Konu ile ilgili Avrupa Mali Müşavirler Federasyonu tarafından TBMM Adalet Komisyonu Türk Ticaret Kanunu Alt Komisyonu Başkanı Çorum Milletvekili Sn. Muzaffer Kulcu'ya 12 Haziran 2008 tarihinde re'sen gönderilen bir yazıda, bu konunun üzerinde önemli tartışmalar olduğu, denetim firmalarının rotasyonunun tebliğ maddelerine dahil edilmediği ifade edilmiştir.
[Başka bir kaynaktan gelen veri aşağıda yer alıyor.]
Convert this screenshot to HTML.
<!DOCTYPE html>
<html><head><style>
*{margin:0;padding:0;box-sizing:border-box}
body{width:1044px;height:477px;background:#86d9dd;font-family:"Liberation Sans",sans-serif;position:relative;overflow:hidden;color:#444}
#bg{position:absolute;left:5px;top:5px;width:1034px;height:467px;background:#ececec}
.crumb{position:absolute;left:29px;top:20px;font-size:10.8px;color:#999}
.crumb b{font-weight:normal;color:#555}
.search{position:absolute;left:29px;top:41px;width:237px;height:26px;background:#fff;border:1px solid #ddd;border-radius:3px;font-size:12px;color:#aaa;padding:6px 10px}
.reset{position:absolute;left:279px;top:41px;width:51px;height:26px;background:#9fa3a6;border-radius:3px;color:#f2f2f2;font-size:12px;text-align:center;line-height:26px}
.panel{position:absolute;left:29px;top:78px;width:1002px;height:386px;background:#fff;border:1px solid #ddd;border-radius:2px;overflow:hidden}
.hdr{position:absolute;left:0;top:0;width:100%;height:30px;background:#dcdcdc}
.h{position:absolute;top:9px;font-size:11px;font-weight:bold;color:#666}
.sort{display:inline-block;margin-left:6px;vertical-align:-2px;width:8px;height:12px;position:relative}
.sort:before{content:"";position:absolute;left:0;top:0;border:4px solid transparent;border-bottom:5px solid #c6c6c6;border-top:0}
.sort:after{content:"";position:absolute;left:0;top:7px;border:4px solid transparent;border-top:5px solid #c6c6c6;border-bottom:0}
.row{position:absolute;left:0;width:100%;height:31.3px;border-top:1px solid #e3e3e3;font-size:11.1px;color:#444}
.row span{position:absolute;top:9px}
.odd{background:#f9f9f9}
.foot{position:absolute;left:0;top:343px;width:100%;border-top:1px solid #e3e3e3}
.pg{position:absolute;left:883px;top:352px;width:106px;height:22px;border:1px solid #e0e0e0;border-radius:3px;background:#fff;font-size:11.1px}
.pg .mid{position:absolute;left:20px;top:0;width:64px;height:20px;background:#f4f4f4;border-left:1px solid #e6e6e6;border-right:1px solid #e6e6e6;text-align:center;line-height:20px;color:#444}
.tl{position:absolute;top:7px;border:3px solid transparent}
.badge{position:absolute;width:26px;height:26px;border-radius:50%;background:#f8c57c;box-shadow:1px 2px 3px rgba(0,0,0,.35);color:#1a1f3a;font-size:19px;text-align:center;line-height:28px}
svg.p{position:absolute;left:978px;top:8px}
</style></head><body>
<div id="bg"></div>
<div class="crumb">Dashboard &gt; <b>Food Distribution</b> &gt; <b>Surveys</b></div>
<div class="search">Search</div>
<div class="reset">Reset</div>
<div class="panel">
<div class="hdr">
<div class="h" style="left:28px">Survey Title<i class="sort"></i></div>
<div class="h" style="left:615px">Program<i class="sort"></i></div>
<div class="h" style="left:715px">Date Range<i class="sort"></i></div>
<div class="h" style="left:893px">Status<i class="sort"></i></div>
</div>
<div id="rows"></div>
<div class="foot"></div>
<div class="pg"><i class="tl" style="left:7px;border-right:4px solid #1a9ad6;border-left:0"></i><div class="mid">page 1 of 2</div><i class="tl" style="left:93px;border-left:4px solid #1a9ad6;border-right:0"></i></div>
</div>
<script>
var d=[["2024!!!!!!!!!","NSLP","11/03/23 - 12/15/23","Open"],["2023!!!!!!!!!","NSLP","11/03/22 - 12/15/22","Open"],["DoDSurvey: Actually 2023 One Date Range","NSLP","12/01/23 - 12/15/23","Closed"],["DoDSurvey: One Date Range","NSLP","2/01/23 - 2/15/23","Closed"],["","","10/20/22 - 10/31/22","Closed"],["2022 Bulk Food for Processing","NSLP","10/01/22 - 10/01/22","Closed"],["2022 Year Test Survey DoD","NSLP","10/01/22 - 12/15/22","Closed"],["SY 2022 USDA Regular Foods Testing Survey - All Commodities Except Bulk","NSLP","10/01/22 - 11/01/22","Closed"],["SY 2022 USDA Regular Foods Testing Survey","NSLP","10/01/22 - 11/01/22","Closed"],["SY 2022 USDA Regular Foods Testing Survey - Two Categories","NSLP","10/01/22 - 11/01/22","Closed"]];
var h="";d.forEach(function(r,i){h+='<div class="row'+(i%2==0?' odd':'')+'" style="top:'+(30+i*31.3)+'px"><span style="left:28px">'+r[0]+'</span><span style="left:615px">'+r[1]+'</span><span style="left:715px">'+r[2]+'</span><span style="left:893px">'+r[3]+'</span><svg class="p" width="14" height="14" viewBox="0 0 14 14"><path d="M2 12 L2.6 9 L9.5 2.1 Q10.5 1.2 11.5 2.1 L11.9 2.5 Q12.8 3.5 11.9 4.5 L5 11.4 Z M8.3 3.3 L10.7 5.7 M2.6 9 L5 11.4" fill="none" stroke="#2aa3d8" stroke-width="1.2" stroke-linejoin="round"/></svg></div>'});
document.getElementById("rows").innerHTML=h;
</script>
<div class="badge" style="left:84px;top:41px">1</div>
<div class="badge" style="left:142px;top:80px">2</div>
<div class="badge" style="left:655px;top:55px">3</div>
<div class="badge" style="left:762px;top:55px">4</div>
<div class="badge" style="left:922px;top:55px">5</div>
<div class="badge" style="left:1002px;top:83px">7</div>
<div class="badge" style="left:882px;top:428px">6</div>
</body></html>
Yukarıda belirtilen yazıdan da anlaşılacağı üzere henüz AB'de bile konu tartışılırken, bizde BDDK ve SPK'da uygulanan mevcut sistemin aksine bağımsız denetim kuruluşu yerine denetçi rotasyonunu getirmek amaca uygun olmayacaktır.
Denetimde rotasyon uygulamaları konusunda, hem Bankacılık Düzenleme ve Denetleme Kurumu (BDDK) ve hem de Sermaye Piyasası Kurulu'nun (SPK) düzenlemelerinin esas alınması gerektiği kanaatindeyiz. BDDK düzenlemesinde hem denetçi şirket ve hem de denetçi rotasyonu esas alınmıştır. SPK'da da durum BDDK benzeridir.
Bu nedenledir ki, denetimde rotasyon sadece denetçi şirketin ortağı bazında değil denetim şirketi bazında olmalıdır.